**The request:** Omit all pictures. Copy the rest of the material exactly.

-- Start of Records shown --

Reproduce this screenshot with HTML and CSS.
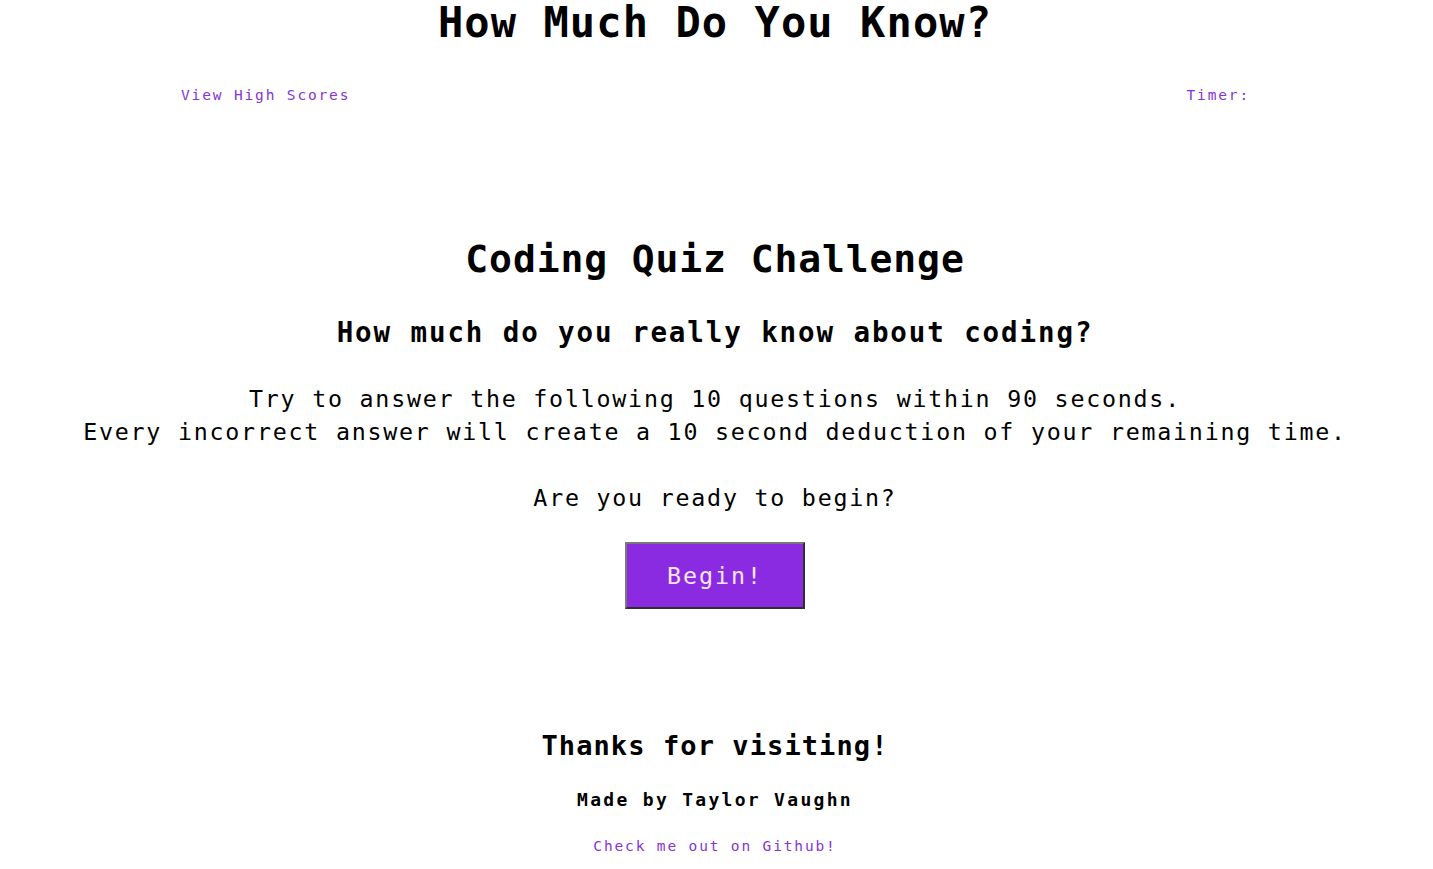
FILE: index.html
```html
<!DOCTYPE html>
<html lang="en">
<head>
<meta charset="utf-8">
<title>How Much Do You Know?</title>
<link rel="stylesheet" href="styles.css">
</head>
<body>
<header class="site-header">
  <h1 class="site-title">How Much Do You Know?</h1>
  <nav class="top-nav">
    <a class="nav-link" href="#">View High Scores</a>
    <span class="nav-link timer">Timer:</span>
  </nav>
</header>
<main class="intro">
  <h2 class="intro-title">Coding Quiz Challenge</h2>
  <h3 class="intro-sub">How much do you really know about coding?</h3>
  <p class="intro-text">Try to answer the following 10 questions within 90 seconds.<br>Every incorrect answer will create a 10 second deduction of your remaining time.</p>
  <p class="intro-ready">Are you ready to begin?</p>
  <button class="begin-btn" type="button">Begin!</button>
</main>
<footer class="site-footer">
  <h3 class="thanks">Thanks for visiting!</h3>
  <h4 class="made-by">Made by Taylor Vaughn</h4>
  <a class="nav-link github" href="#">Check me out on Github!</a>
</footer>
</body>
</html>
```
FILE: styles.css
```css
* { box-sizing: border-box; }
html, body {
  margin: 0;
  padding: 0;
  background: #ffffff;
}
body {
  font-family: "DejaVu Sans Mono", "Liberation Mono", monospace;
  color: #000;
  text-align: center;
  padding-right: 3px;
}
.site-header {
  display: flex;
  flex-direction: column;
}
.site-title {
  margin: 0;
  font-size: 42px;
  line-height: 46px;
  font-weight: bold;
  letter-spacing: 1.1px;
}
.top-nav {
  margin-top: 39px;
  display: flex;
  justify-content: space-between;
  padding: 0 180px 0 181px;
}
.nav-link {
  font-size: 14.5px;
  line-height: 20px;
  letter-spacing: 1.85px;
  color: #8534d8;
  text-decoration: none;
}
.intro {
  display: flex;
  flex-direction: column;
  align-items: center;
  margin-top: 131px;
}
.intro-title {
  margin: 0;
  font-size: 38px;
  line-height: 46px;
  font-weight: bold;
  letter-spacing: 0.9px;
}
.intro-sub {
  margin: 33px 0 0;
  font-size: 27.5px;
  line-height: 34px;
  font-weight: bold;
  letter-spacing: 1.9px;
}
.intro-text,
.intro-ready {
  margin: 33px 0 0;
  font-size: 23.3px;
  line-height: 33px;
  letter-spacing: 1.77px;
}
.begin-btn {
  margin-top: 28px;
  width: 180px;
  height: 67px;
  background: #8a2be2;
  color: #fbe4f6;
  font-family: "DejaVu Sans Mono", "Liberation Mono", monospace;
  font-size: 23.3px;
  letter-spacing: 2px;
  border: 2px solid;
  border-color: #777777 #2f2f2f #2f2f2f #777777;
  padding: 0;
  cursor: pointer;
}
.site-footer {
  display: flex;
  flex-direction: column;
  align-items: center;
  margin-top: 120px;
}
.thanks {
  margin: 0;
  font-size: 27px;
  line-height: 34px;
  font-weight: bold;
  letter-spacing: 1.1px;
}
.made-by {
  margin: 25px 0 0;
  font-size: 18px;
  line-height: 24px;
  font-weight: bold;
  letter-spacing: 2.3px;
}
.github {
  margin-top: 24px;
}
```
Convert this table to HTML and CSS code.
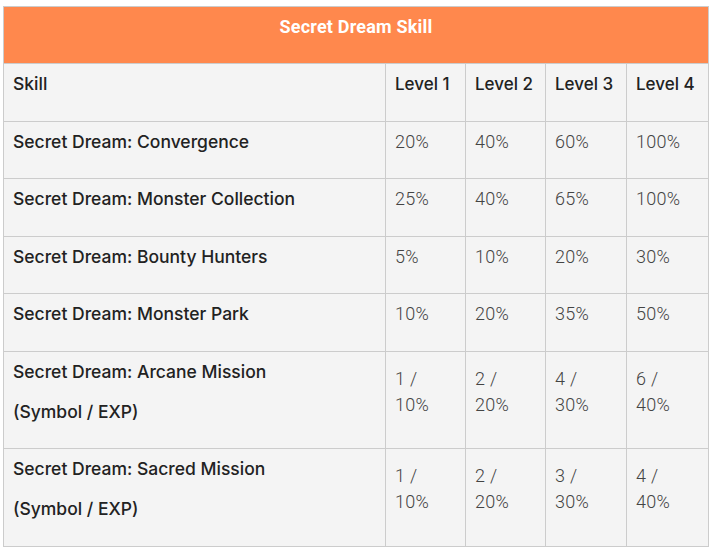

-- End of Records shown --

**Solution for this exercise:**
Reproduce this screenshot with HTML and CSS.
FILE: index.html
```html
<!DOCTYPE html>
<html lang="en">
<head>
<meta charset="utf-8">
<title>How Much Do You Know?</title>
<link rel="stylesheet" href="styles.css">
</head>
<body>
<header class="site-header">
  <h1 class="site-title">How Much Do You Know?</h1>
  <nav class="top-nav">
    <a class="nav-link" href="#">View High Scores</a>
    <span class="nav-link timer">Timer:</span>
  </nav>
</header>
<main class="intro">
  <h2 class="intro-title">Coding Quiz Challenge</h2>
  <h3 class="intro-sub">How much do you really know about coding?</h3>
  <p class="intro-text">Try to answer the following 10 questions within 90 seconds.<br>Every incorrect answer will create a 10 second deduction of your remaining time.</p>
  <p class="intro-ready">Are you ready to begin?</p>
  <button class="begin-btn" type="button">Begin!</button>
</main>
<footer class="site-footer">
  <h3 class="thanks">Thanks for visiting!</h3>
  <h4 class="made-by">Made by Taylor Vaughn</h4>
  <a class="nav-link github" href="#">Check me out on Github!</a>
</footer>
</body>
</html>
```
FILE: styles.css
```css
* { box-sizing: border-box; }
html, body {
  margin: 0;
  padding: 0;
  background: #ffffff;
}
body {
  font-family: "DejaVu Sans Mono", "Liberation Mono", monospace;
  color: #000;
  text-align: center;
  padding-right: 3px;
}
.site-header {
  display: flex;
  flex-direction: column;
}
.site-title {
  margin: 0;
  font-size: 42px;
  line-height: 46px;
  font-weight: bold;
  letter-spacing: 1.1px;
}
.top-nav {
  margin-top: 39px;
  display: flex;
  justify-content: space-between;
  padding: 0 180px 0 181px;
}
.nav-link {
  font-size: 14.5px;
  line-height: 20px;
  letter-spacing: 1.85px;
  color: #8534d8;
  text-decoration: none;
}
.intro {
  display: flex;
  flex-direction: column;
  align-items: center;
  margin-top: 131px;
}
.intro-title {
  margin: 0;
  font-size: 38px;
  line-height: 46px;
  font-weight: bold;
  letter-spacing: 0.9px;
}
.intro-sub {
  margin: 33px 0 0;
  font-size: 27.5px;
  line-height: 34px;
  font-weight: bold;
  letter-spacing: 1.9px;
}
.intro-text,
.intro-ready {
  margin: 33px 0 0;
  font-size: 23.3px;
  line-height: 33px;
  letter-spacing: 1.77px;
}
.begin-btn {
  margin-top: 28px;
  width: 180px;
  height: 67px;
  background: #8a2be2;
  color: #fbe4f6;
  font-family: "DejaVu Sans Mono", "Liberation Mono", monospace;
  font-size: 23.3px;
  letter-spacing: 2px;
  border: 2px solid;
  border-color: #777777 #2f2f2f #2f2f2f #777777;
  padding: 0;
  cursor: pointer;
}
.site-footer {
  display: flex;
  flex-direction: column;
  align-items: center;
  margin-top: 120px;
}
.thanks {
  margin: 0;
  font-size: 27px;
  line-height: 34px;
  font-weight: bold;
  letter-spacing: 1.1px;
}
.made-by {
  margin: 25px 0 0;
  font-size: 18px;
  line-height: 24px;
  font-weight: bold;
  letter-spacing: 2.3px;
}
.github {
  margin-top: 24px;
}
```
Convert this table to HTML and CSS code.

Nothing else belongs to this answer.